Copy the listing below in full and skip every picture.
# Start of Data provided
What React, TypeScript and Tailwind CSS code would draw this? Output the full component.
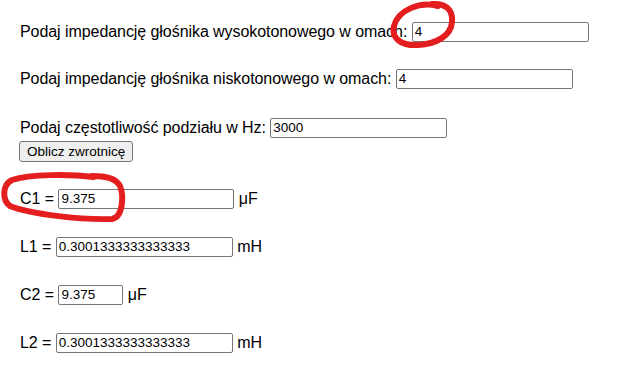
const inputCls =
  "h-[20px] border border-[#767676] rounded-[2px] px-[2px] text-[13.5px] tracking-normal text-black bg-white outline-none";

function Field({ label, value, width, unit }: { label: string; value: string; width: string; unit?: string }) {
  return (
    <div className="flex items-center h-[20px] whitespace-pre">
      <span className="tracking-[-0.065px]">{label} </span>
      <input readOnly value={value} className={`${inputCls} ${width}`} />
      {unit && <span> {unit}</span>}
    </div>
  );
}

export default function App() {
  return (
    <div
      className="relative w-[617px] h-[380px] bg-white text-black text-[16px] overflow-hidden"
      style={{ fontFamily: '"Liberation Sans", Arial, sans-serif' }}
    >
      <div className="pl-5 flex flex-col items-start">
        <div className="mt-[22px]">
          <Field label="Podaj impedancję głośnika wysokotonowego w omach:" value="4" width="w-[177px]" />
        </div>
        <div className="mt-[27px]">
          <Field label="Podaj impedancję głośnika niskotonowego w omach:" value="4" width="w-[177px]" />
        </div>
        <div className="mt-[29px]">
          <Field label="Podaj częstotliwość podziału w Hz:" value="3000" width="w-[177px]" />
        </div>
        <button className="mt-[3px] -ml-px h-[21px] px-[7px] border border-[#767676] rounded-[3px] bg-[#efefef] text-[13.5px] leading-none">
          Oblicz zwrotnicę
        </button>
        <div className="mt-[27px]">
          <Field label="C1 =" value="9.375" width="w-[176px]" unit="μF" />
        </div>
        <div className="mt-[28px]">
          <Field label="L1 =" value="0.3001333333333333" width="w-[177px]" unit="mH" />
        </div>
        <div className="mt-[28px]">
          <Field label="C2 =" value="9.375" width="w-[65px]" unit="μF" />
        </div>
        <div className="mt-[28px]">
          <Field label="L2 =" value="0.3001333333333333" width="w-[177px]" unit="mH" />
        </div>
      </div>

      <svg className="absolute inset-0 pointer-events-none" width="617" height="380">
        <g fill="none" stroke="#e41e1e" strokeWidth="6" strokeLinecap="round" strokeLinejoin="round">
          <path d="M 438 6 C 420 1, 398 10, 394 26 C 391 39, 402 46, 418 45 C 436 44, 451 36, 452 22 C 453 10, 446 3, 432 4" />
          <path d="M 94 177 C 70 174, 30 174, 12 180 C 2 185, 2 200, 10 206 C 30 214, 80 220, 112 219 C 123 217, 124 196, 120 186 C 116 178, 106 176, 92 176" />
        </g>
      </svg>
    </div>
  );
}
# End of Data provided
Response for this exercise:
What React, TypeScript and Tailwind CSS code would draw this? Output the full component.
const inputCls =
  "h-[20px] border border-[#767676] rounded-[2px] px-[2px] text-[13.5px] tracking-normal text-black bg-white outline-none";

function Field({ label, value, width, unit }: { label: string; value: string; width: string; unit?: string }) {
  return (
    <div className="flex items-center h-[20px] whitespace-pre">
      <span className="tracking-[-0.065px]">{label} </span>
      <input readOnly value={value} className={`${inputCls} ${width}`} />
      {unit && <span> {unit}</span>}
    </div>
  );
}

export default function App() {
  return (
    <div
      className="relative w-[617px] h-[380px] bg-white text-black text-[16px] overflow-hidden"
      style={{ fontFamily: '"Liberation Sans", Arial, sans-serif' }}
    >
      <div className="pl-5 flex flex-col items-start">
        <div className="mt-[22px]">
          <Field label="Podaj impedancję głośnika wysokotonowego w omach:" value="4" width="w-[177px]" />
        </div>
        <div className="mt-[27px]">
          <Field label="Podaj impedancję głośnika niskotonowego w omach:" value="4" width="w-[177px]" />
        </div>
        <div className="mt-[29px]">
          <Field label="Podaj częstotliwość podziału w Hz:" value="3000" width="w-[177px]" />
        </div>
        <button className="mt-[3px] -ml-px h-[21px] px-[7px] border border-[#767676] rounded-[3px] bg-[#efefef] text-[13.5px] leading-none">
          Oblicz zwrotnicę
        </button>
        <div className="mt-[27px]">
          <Field label="C1 =" value="9.375" width="w-[176px]" unit="μF" />
        </div>
        <div className="mt-[28px]">
          <Field label="L1 =" value="0.3001333333333333" width="w-[177px]" unit="mH" />
        </div>
        <div className="mt-[28px]">
          <Field label="C2 =" value="9.375" width="w-[65px]" unit="μF" />
        </div>
        <div className="mt-[28px]">
          <Field label="L2 =" value="0.3001333333333333" width="w-[177px]" unit="mH" />
        </div>
      </div>

      <svg className="absolute inset-0 pointer-events-none" width="617" height="380">
        <g fill="none" stroke="#e41e1e" strokeWidth="6" strokeLinecap="round" strokeLinejoin="round">
          <path d="M 438 6 C 420 1, 398 10, 394 26 C 391 39, 402 46, 418 45 C 436 44, 451 36, 452 22 C 453 10, 446 3, 432 4" />
          <path d="M 94 177 C 70 174, 30 174, 12 180 C 2 185, 2 200, 10 206 C 30 214, 80 220, 112 219 C 123 217, 124 196, 120 186 C 116 178, 106 176, 92 176" />
        </g>
      </svg>
    </div>
  );
}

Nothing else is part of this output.